Can I make the judgment debtor tell me about his or her ability to pay?
If the judgment debtor refuses to say whether he or she can pay, you may get a court order to have the judgment debtor submit to an examination.
There are two examination procedures. With an Arrest and Examinations Act examination, the clerk of the court presides over the examination. The judgment creditor and the clerk ask questions about the judgment debtor's assets and ability to pay. The judgment debtor must answer the relevant examination questions. If the debtor can pay, the clerk may make an order to pay by installment. If the judgment debtor does not respect the order, you will need a lawyer to take civil action for contempt of a court order. There is also an examination procedure under the Rules of Court. This procedure is rarely used for small claims judgments. You should consult a lawyer to prepare for this examination.
IV. ENFORCING THE JUDGMENT
What if I decide that it is worthwhile to try enforcing the judgment?
Remember, you must register the judgment in the PPRS before you start these proceedings against personal property.
There are two main procedures to enforce a judgment:
- seizure and sale, and
What is an Order for Seizure and Sale?
It is a court order which directs the sheriff to try to seize and sell some of the judgment debtor's property to pay the judgment. To get one, take your judgment and a copy of your verification of registration in the PPRS to the clerk at the Court of Queen's Bench. Ask for an Order for Seizure and Sale (called Form 61A). Fill it out completely and take the order and a copy of your verification of registration in the PPRS to the sheriff's office. Do this in a district where you think the judgment debtor has property. The order is enforceable throughout the province.
Some property is exempt from seizure and sale. This includes some furniture and appliances, as well as one motor vehicle to a certain value. Property which is not exempt is called exigible. All exigible personal property must be sold before you can seize and sell land. It is advisable to consult a lawyer if you are going to try to seize and sell land.
How does an Order for Seizure and Sale work?
Once you have given the order to the sheriff, he or she will ask for instructions in writing, as well as payment of a $75 registration fee. The sheriff may ask for a security deposit to be sure that the Sheriff's Office can cover anticipated expenses of seizure and sale.

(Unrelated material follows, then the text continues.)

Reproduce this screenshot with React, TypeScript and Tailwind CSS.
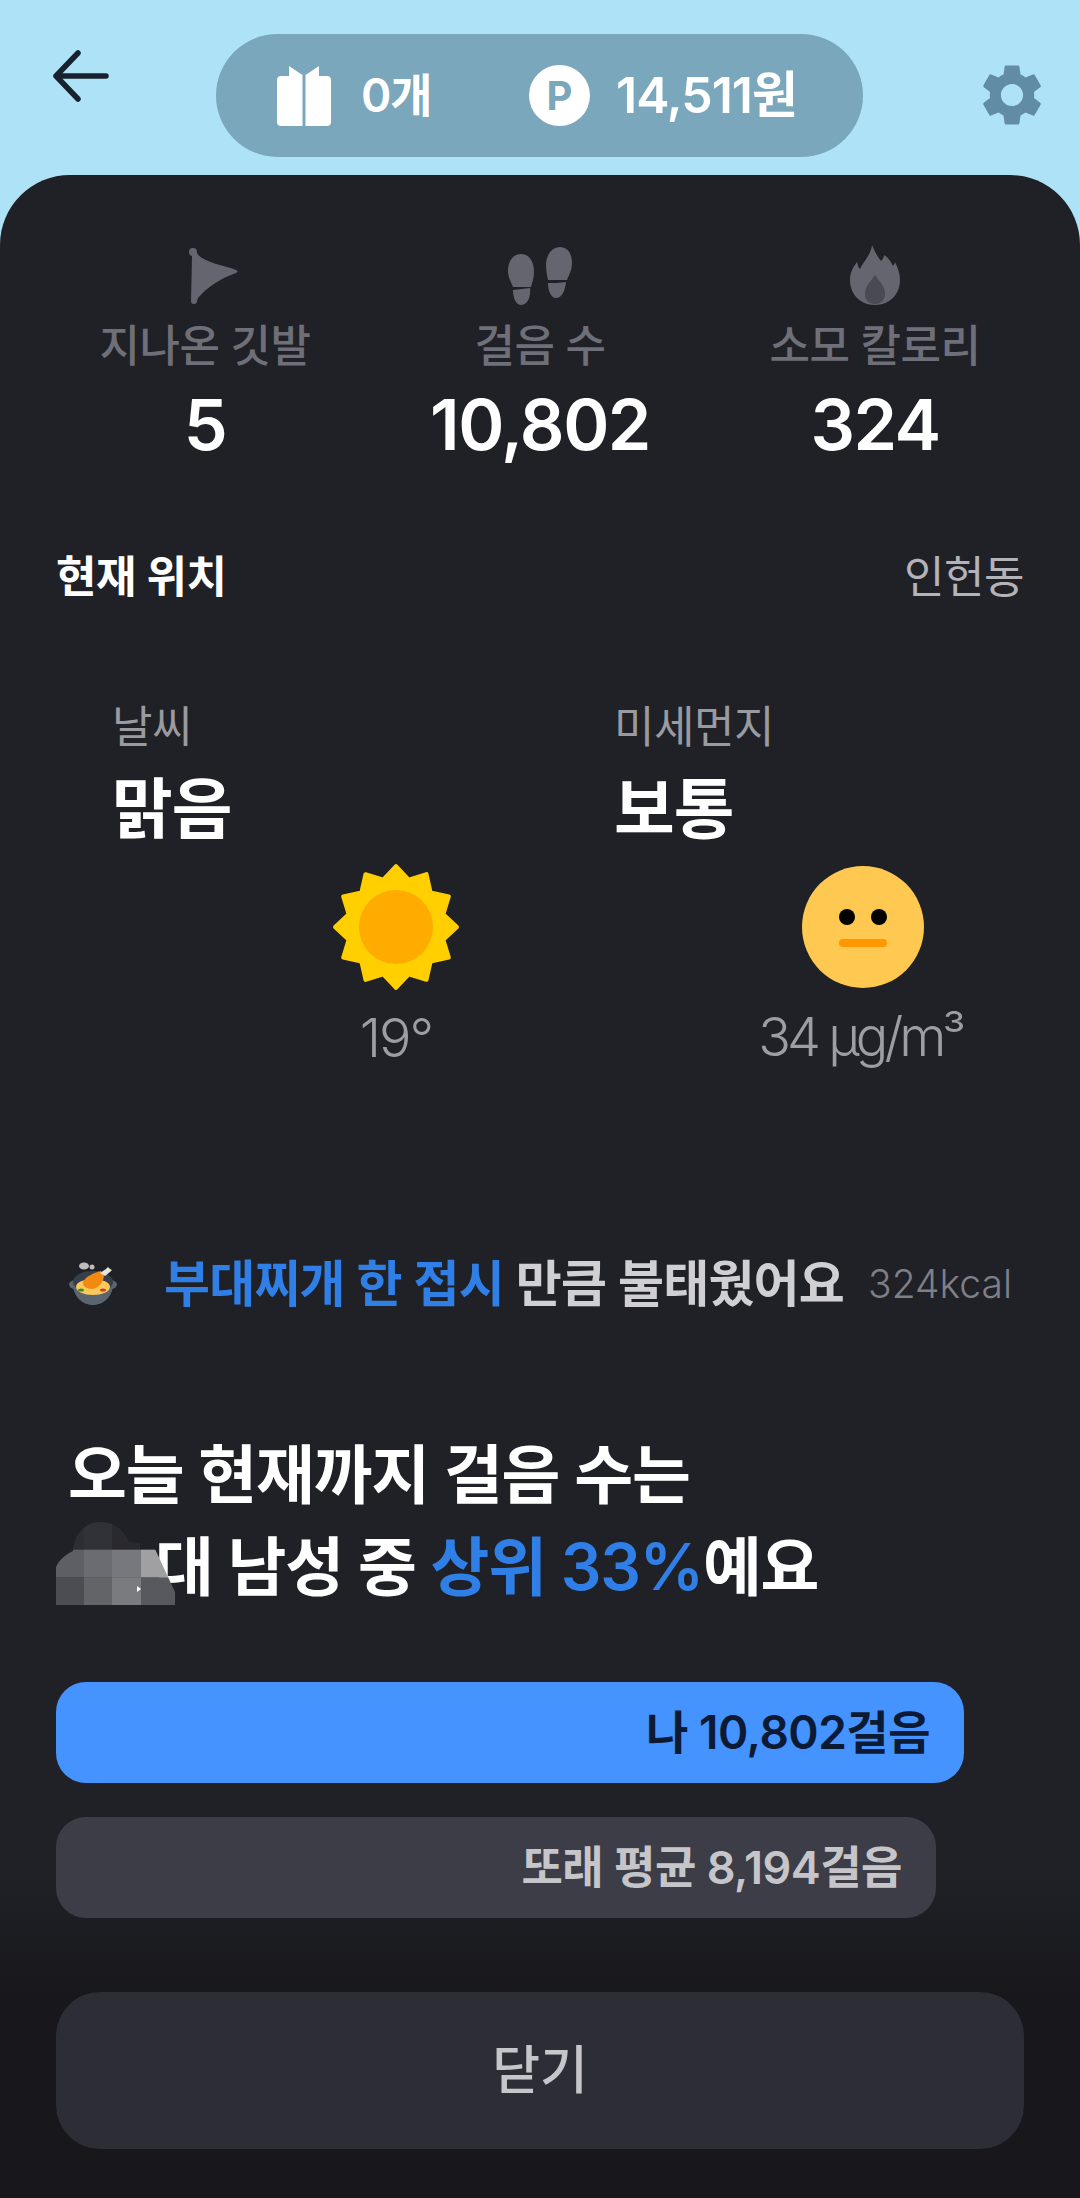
import { MdSettings } from 'react-icons/md';

const sunPoints = Array.from({ length: 24 }, (_, i) => {
  const r = i % 2 === 0 ? 61 : 49;
  const a = (i * Math.PI) / 12 - Math.PI / 2;
  return `${64 + r * Math.cos(a)},${64 + r * Math.sin(a)}`;
}).join(' ');

function BackArrow() {
  return (
    <svg width="56" height="52" viewBox="0 0 56 52" fill="none" stroke="#18222e" strokeWidth="5.5" strokeLinecap="round" strokeLinejoin="round">
      <path d="M53 26H3M25 3 3 26l22 23" />
    </svg>
  );
}

function Gift() {
  return (
    <svg width="54" height="60" viewBox="0 0 54 60" fill="#fff">
      <path d="M12 0 25.5 9v51H4a4 4 0 0 1-4-4V14a4 4 0 0 1 4-4h8V0Z" />
      <path d="M42 0 28.5 9v51H50a4 4 0 0 0 4-4V14a4 4 0 0 0-4-4h-8V0Z" />
    </svg>
  );
}

function FlagIcon() {
  return (
    <svg className="ml-[18px]" width="52" height="58" viewBox="0 0 52 58" fill="#64656f">
      <path d="M1 5a4 4 0 0 1 8 0c0 2 2 4 5 6 10 6 24 8 34 12 2 1 2 2 0 3-14 5-28 13-38 25l-1 3a3 3 0 0 1-6 0L4 9a4 4 0 0 1-3-4Z" />
    </svg>
  );
}

function StepsIcon() {
  return (
    <svg width="66" height="58" viewBox="0 0 66 58" fill="#64656f">
      <path d="M14 7c8 0 13 7 13 18 0 6-2 11-3 15H6C4 35 1 30 1 24 1 14 6 7 14 7Z" />
      <path d="M6 43c6-1 12-1 17-2 1 8-2 17-9 17-5 0-8-7-8-15Z" />
      <path d="M53 0c8 0 12 7 12 16 0 7-3 12-5 17H41c-1-5-2-10-2-15C39 8 45 0 53 0Z" />
      <path d="M41 36c6 0 12 0 18-1-1 9-4 16-10 16-5 0-8-7-8-15Z" />
    </svg>
  );
}

function FlameIcon() {
  return (
    <svg width="50" height="60" viewBox="0 0 50 60">
      <path fill="#64656f" d="M22 0c3 7 5 11 9 16 2-2 3-4 3-6 4 2 7 7 9 11 1-1 2-3 2-4 3 6 5 12 5 18 0 14-10 25-25 25S0 49 0 35c0-7 3-13 7-18 1 3 1 5 3 7C13 17 21 10 22 0Z" />
      <path fill="#494a54" d="M25 30c4 6 10 11 10 19 0 6-4 10-10 10s-10-4-10-10c0-8 6-13 10-19Z" />
    </svg>
  );
}

function PotEmoji() {
  return (
    <svg width="50" height="44" viewBox="0 0 50 44">
      <ellipse cx="16" cy="4" rx="5" ry="3.5" fill="#bdbdbd" />
      <circle cx="24" cy="5" r="2.5" fill="#bdbdbd" />
      <path d="M1 22c1-3 4-4 6-4v9c-3 0-6-2-6-5ZM49 22c-1-3-4-4-6-4v9c3 0 6-2 6-5Z" fill="#5a6570" />
      <ellipse cx="25" cy="20" rx="20" ry="11" fill="#37404a" />
      <path d="M5 22c0 12 9 21 20 21s20-9 20-21c-4 7-12 10-20 10S9 29 5 22Z" fill="#5a6570" />
      <ellipse cx="25" cy="25" rx="17" ry="8" fill="#fbc95a" />
      <path d="M15 20c2-5 10-9 18-11l3 5c-1 7-5 12-12 13-5 0-10-3-9-7Z" fill="#f28a11" />
      <path d="m32 11 6-4 2-2 2 2 2 1-2 2-5 4-5-3Z" fill="#e8e4de" />
      <ellipse cx="13" cy="28" rx="3" ry="1.6" fill="#3d8b37" />
      <ellipse cx="35" cy="28" rx="3" ry="1.6" fill="#d23a2f" />
    </svg>
  );
}

// mosaic patch that hides the age digit in the headline
function MosaicPatch() {
  const cols = [0, 28, 56, 85];
  const widths = [28, 28, 29, 34];
  const rows = [
    ['#2d2e33', '#313237', '#29292e', '#28282d'],
    ['#5e5f64', '#6b6c71', '#77787d', '#a0a0a3'],
    ['#4c4d52', '#636468', '#7a7b7f', '#58595e'],
  ];
  return (
    <svg className="absolute left-0 top-[1px]" width="119" height="83" viewBox="0 0 119 83">
      <defs>
        <clipPath id="mosaic">
          <path d="M0 83V45c3-7 9-12 17-16 1-17 12-29 27-29 15 0 25 9 29 20l11 1v6h15l20 43v13H0Z" />
        </clipPath>
      </defs>
      <g clipPath="url(#mosaic)">
        {rows.map((row, r) =>
          row.map((c, i) => <rect key={`${r}-${i}`} x={cols[i]} y={r * 27.7} width={widths[i]} height="28" fill={c} />),
        )}
      </g>
      <path d="m81 64 4 3-4 3Z" fill="#fff" />
    </svg>
  );
}

function Stat({ icon, label, value }: { icon: React.ReactNode; label: string; value: string }) {
  return (
    <div className="flex flex-col items-center">
      <div className="flex h-[60px] items-end">{icon}</div>
      <div className="mt-[13px] text-[44px] leading-[56px] font-medium tracking-[-0.5px] text-[#6e6f78]">{label}</div>
      <div className="mt-[11px] text-[70px] leading-[80px] font-semibold tracking-[-1.5px] text-white">{value}</div>
    </div>
  );
}

export default function App() {
  return (
    <div
      className="flex h-[2198px] w-full flex-col overflow-hidden bg-[#aee3f7]"
      style={{ fontFamily: 'Inter, "Noto Sans CJK KR", sans-serif' }}
    >
      {/* Top bar */}
      <header className="flex h-[175px] shrink-0 items-start pl-[53px] pr-[31px]">
        <div className="mt-[50px] w-[163px] shrink-0">
          <BackArrow />
        </div>
        <div className="mt-[34px] flex h-[123px] w-[647px] shrink-0 items-center rounded-[62px] bg-[#7aa7bc] pl-[61px] text-white">
          <Gift />
          <span className="ml-[30px] w-[112px] text-[46px] font-semibold tracking-[-1px]">0개</span>
          <span className="ml-[56px] flex h-[61px] w-[61px] items-center justify-center rounded-full bg-white text-[40px] font-bold text-[#7aa7bc]">
            P
          </span>
          <span className="ml-[26px] text-[50px] font-semibold tracking-[-1px]">14,511원</span>
        </div>
        <MdSettings className="mt-[58px] ml-auto text-[#628ba5]" size={74} />
      </header>

      {/* Sheet */}
      <main className="flex flex-1 flex-col rounded-t-[70px] bg-[linear-gradient(#202126_0,#202126_1700px,#17171c_1820px)] px-[56px]">
        <section className="mt-[70px] grid grid-cols-[298px_1fr_298px]">
          <Stat icon={<FlagIcon />} label="지나온 깃발" value="5" />
          <Stat icon={<StepsIcon />} label="걸음 수" value="10,802" />
          <Stat icon={<FlameIcon />} label="소모 칼로리" value="324" />
        </section>

        <section className="mt-[84px] flex items-center justify-between">
          <span className="text-[44px] leading-[56px] font-semibold tracking-[-0.5px] text-white">현재 위치</span>
          <span className="text-[44px] leading-[56px] tracking-[-0.5px] text-[#b3b3b9]">인헌동</span>
        </section>

        <section className="mt-[94px] grid grid-cols-[502px_1fr] pl-[56px]">
          <div>
            <div className="text-[44px] leading-[56px] tracking-[-0.5px] text-[#9a9aa1]">날씨</div>
            <div className="mt-[12px] text-[66px] leading-[84px] font-semibold tracking-[-1px] text-white">맑음</div>
            <div className="mt-[12px] ml-[156px] flex w-[256px] flex-col items-center whitespace-nowrap">
              <svg width="128" height="128" viewBox="0 0 128 128">
                <polygon points={sunPoints} fill="#ffcf00" stroke="#ffcf00" strokeWidth="4" strokeLinejoin="round" />
                <circle cx="64" cy="64" r="37" fill="#ffab00" />
              </svg>
              <div className="mt-[13px] text-[54px] leading-[68px] font-light tracking-[-2px] text-[#9d9da4]">19°</div>
            </div>
          </div>
          <div>
            <div className="text-[44px] leading-[56px] tracking-[-0.5px] text-[#9a9aa1]">미세먼지</div>
            <div className="mt-[12px] text-[66px] leading-[84px] font-semibold tracking-[-1px] text-white">보통</div>
            <div className="mt-[12px] ml-[119px] flex w-[260px] flex-col items-center whitespace-nowrap">
              <svg width="122" height="128" viewBox="0 0 122 128">
                <circle cx="61" cy="64" r="61" fill="#ffc850" />
                <circle cx="45" cy="54" r="8" fill="#000" />
                <circle cx="77" cy="54" r="8" fill="#000" />
                <rect x="37" y="76" width="48" height="8" rx="4" fill="#ff9800" />
              </svg>
              <div className="mt-[12px] pr-[6px] text-[54px] leading-[68px] font-light tracking-[-4px] text-[#9d9da4]">34 µg/m³</div>
            </div>
          </div>
        </section>

        <section className="mt-[182px] flex items-center pl-[12px]">
          <PotEmoji />
          <p className="ml-[46px] text-[50px] leading-[60px] font-semibold tracking-[-0.8px] text-[#d0d0d4]">
            <span className="text-[#2f7fe6]">부대찌개 한 접시</span> 만큼 불태웠어요
          </p>
          <span className="ml-auto pr-[12px] text-[39px] leading-[60px] font-light text-[#7f7f87]">324kcal</span>
        </section>

        <section className="mt-[115px] pl-[12px] text-[64px] leading-[92px] font-semibold tracking-[-1.2px] text-white">
          <div>오늘 현재까지 걸음 수는</div>
          <div className="relative -ml-[12px] pl-[99px]">
            대 남성 중 <span className="text-[#2f7fe6]">상위 33%</span>예요
            <MosaicPatch />
          </div>
        </section>

        <section className="mt-[69px] flex flex-col gap-[34px]">
          <div className="flex h-[101px] w-[908px] items-center justify-end rounded-[30px] bg-[#4493ff] pr-[34px] text-[46px] font-semibold tracking-[-0.5px] text-[#0d1a33]">
            나 10,802걸음
          </div>
          <div className="flex h-[101px] w-[880px] items-center justify-end rounded-[30px] bg-[#3c3d47] pr-[34px] text-[45px] font-semibold tracking-[-0.5px] text-[#c6c6ca]">
            또래 평균 8,194걸음
          </div>
        </section>

        <button className="mt-[74px] flex h-[157px] w-full items-center justify-center rounded-[44px] bg-[#2c2d35] text-[52px] font-medium text-[#c6c6ca]">
          닫기
        </button>
      </main>
    </div>
  );
}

You can give any accurate information that you have about the judgment debtor to the Sheriff's Office. This will help the investigation and speed up the process. You can include the debtor's name, street address (not just mailing address) with apartment number, place of employment, and so on. You can also give specifics about the judgment debtor's property you want the sheriff to seize and sell. Make sure the information is accurate, because you may be liable for damages if it is not. The sheriff will usually give the judgment debtor a demand to settle the matter within fourteen days before proceeding further because costs will increase as the procedure continues. This is the reason for the security deposit.
The sheriff will try to recover enough money from the seizure and sale to pay you and cover any additional expenses. Additional costs could include locksmiths, storage and labour, advertising, etc. Note that you may lose your security deposit if the sheriff does not recover enough money to cover expenses. The sheriff will do as much as possible to successfully execute the order and then return it to you indicating what happened.
What happens to the money from the seizure and sale?
If you are the only creditor and the amount of money recovered is less than $750, the sheriff will give it to you after recouping costs. If the sheriff recovers more than $750, the sheriff will hold the money for thirty days in case of other creditors. If the other creditors make a claim on the money recovered, they will receive a share in proportion to their claim. Also, certain creditors may have priority over you, such as banks and government agencies. They will have first claim to the money. You will receive your share of the money after priority creditors get theirs.
What is garnishment?
Garnishment is a court order demanding that a third party who owes money to a judgment debtor pay the judgment creditor instead. For example, if the judgment debtor has a bank account with money in it, the court can require the bank to pay you. It does not apply to wages, so the court will not order the debtor's employer to pay the debtor's wages to you. To get a garnishment order, you must apply to the court. This is a complex procedure and you will need to consult a lawyer. If you think that the judgment debtor has surplus income, you may be able to get a payment order (See examinations section).
What else should I know?
- If the judgment debtor goes bankrupt, the rules change completely. You will not be able to continue with enforcement proceedings.
- Many potential complications may arise during the enforcement process. For example, there may be a dispute about who really owns the property, property may be jointly owned, or there may be security interests.
- After you receive complete payment for the judgment, you must discharge a Notice of Judgment at the PPRS within 30 days.